-- START DATASET SECTION --

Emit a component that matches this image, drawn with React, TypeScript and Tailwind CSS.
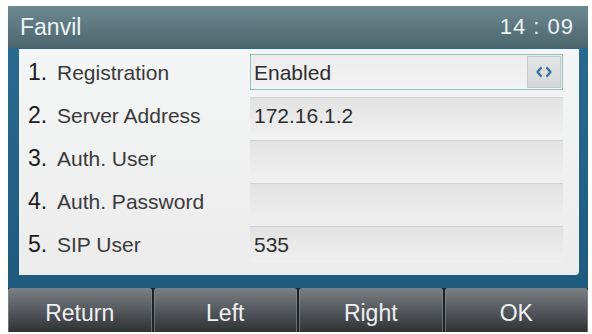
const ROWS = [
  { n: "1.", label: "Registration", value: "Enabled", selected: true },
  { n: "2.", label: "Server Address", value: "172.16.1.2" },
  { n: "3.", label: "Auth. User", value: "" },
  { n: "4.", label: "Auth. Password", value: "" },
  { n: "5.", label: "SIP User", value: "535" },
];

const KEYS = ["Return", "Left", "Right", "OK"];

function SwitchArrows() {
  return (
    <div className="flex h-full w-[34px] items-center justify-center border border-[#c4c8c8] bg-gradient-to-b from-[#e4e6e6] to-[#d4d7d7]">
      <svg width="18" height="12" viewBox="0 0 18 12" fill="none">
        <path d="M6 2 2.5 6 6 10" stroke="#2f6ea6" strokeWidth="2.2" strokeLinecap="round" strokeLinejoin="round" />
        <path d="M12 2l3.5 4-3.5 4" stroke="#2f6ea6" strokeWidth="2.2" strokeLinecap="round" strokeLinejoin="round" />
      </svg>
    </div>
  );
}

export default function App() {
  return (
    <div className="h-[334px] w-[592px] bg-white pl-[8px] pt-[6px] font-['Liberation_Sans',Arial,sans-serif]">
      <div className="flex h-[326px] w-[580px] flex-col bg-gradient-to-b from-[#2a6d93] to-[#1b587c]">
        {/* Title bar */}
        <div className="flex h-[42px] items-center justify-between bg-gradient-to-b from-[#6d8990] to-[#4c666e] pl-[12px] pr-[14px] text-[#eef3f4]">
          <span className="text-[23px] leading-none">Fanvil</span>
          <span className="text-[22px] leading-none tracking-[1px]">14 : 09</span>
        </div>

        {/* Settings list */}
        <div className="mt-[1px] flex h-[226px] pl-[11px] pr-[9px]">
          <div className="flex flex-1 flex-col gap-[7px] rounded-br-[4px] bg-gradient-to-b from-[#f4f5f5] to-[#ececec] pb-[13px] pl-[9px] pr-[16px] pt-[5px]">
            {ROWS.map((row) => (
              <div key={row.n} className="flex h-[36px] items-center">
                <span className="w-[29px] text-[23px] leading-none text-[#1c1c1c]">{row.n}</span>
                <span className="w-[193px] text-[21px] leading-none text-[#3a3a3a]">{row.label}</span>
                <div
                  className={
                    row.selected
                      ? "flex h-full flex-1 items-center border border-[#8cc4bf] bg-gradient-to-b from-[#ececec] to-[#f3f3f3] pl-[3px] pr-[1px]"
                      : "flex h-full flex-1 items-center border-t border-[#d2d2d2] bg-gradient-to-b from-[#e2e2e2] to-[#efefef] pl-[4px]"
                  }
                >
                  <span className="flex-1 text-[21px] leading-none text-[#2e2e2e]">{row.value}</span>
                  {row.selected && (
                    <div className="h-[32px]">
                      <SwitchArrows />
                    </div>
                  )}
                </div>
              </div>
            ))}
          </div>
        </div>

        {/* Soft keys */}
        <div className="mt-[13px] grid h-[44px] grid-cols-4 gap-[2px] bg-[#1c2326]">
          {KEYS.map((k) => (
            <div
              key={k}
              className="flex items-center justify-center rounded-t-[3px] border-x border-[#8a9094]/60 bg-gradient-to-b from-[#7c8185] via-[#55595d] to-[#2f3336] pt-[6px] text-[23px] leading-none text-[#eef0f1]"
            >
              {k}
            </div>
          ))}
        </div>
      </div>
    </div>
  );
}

-- END DATASET SECTION --

Drop the images and repeat the data exactly.

Emit a component that matches this image, drawn with React, TypeScript and Tailwind CSS.
const ROWS = [
  { n: "1.", label: "Registration", value: "Enabled", selected: true },
  { n: "2.", label: "Server Address", value: "172.16.1.2" },
  { n: "3.", label: "Auth. User", value: "" },
  { n: "4.", label: "Auth. Password", value: "" },
  { n: "5.", label: "SIP User", value: "535" },
];

const KEYS = ["Return", "Left", "Right", "OK"];

function SwitchArrows() {
  return (
    <div className="flex h-full w-[34px] items-center justify-center border border-[#c4c8c8] bg-gradient-to-b from-[#e4e6e6] to-[#d4d7d7]">
      <svg width="18" height="12" viewBox="0 0 18 12" fill="none">
        <path d="M6 2 2.5 6 6 10" stroke="#2f6ea6" strokeWidth="2.2" strokeLinecap="round" strokeLinejoin="round" />
        <path d="M12 2l3.5 4-3.5 4" stroke="#2f6ea6" strokeWidth="2.2" strokeLinecap="round" strokeLinejoin="round" />
      </svg>
    </div>
  );
}

export default function App() {
  return (
    <div className="h-[334px] w-[592px] bg-white pl-[8px] pt-[6px] font-['Liberation_Sans',Arial,sans-serif]">
      <div className="flex h-[326px] w-[580px] flex-col bg-gradient-to-b from-[#2a6d93] to-[#1b587c]">
        {/* Title bar */}
        <div className="flex h-[42px] items-center justify-between bg-gradient-to-b from-[#6d8990] to-[#4c666e] pl-[12px] pr-[14px] text-[#eef3f4]">
          <span className="text-[23px] leading-none">Fanvil</span>
          <span className="text-[22px] leading-none tracking-[1px]">14 : 09</span>
        </div>

        {/* Settings list */}
        <div className="mt-[1px] flex h-[226px] pl-[11px] pr-[9px]">
          <div className="flex flex-1 flex-col gap-[7px] rounded-br-[4px] bg-gradient-to-b from-[#f4f5f5] to-[#ececec] pb-[13px] pl-[9px] pr-[16px] pt-[5px]">
            {ROWS.map((row) => (
              <div key={row.n} className="flex h-[36px] items-center">
                <span className="w-[29px] text-[23px] leading-none text-[#1c1c1c]">{row.n}</span>
                <span className="w-[193px] text-[21px] leading-none text-[#3a3a3a]">{row.label}</span>
                <div
                  className={
                    row.selected
                      ? "flex h-full flex-1 items-center border border-[#8cc4bf] bg-gradient-to-b from-[#ececec] to-[#f3f3f3] pl-[3px] pr-[1px]"
                      : "flex h-full flex-1 items-center border-t border-[#d2d2d2] bg-gradient-to-b from-[#e2e2e2] to-[#efefef] pl-[4px]"
                  }
                >
                  <span className="flex-1 text-[21px] leading-none text-[#2e2e2e]">{row.value}</span>
                  {row.selected && (
                    <div className="h-[32px]">
                      <SwitchArrows />
                    </div>
                  )}
                </div>
              </div>
            ))}
          </div>
        </div>

        {/* Soft keys */}
        <div className="mt-[13px] grid h-[44px] grid-cols-4 gap-[2px] bg-[#1c2326]">
          {KEYS.map((k) => (
            <div
              key={k}
              className="flex items-center justify-center rounded-t-[3px] border-x border-[#8a9094]/60 bg-gradient-to-b from-[#7c8185] via-[#55595d] to-[#2f3336] pt-[6px] text-[23px] leading-none text-[#eef0f1]"
            >
              {k}
            </div>
          ))}
        </div>
      </div>
    </div>
  );
}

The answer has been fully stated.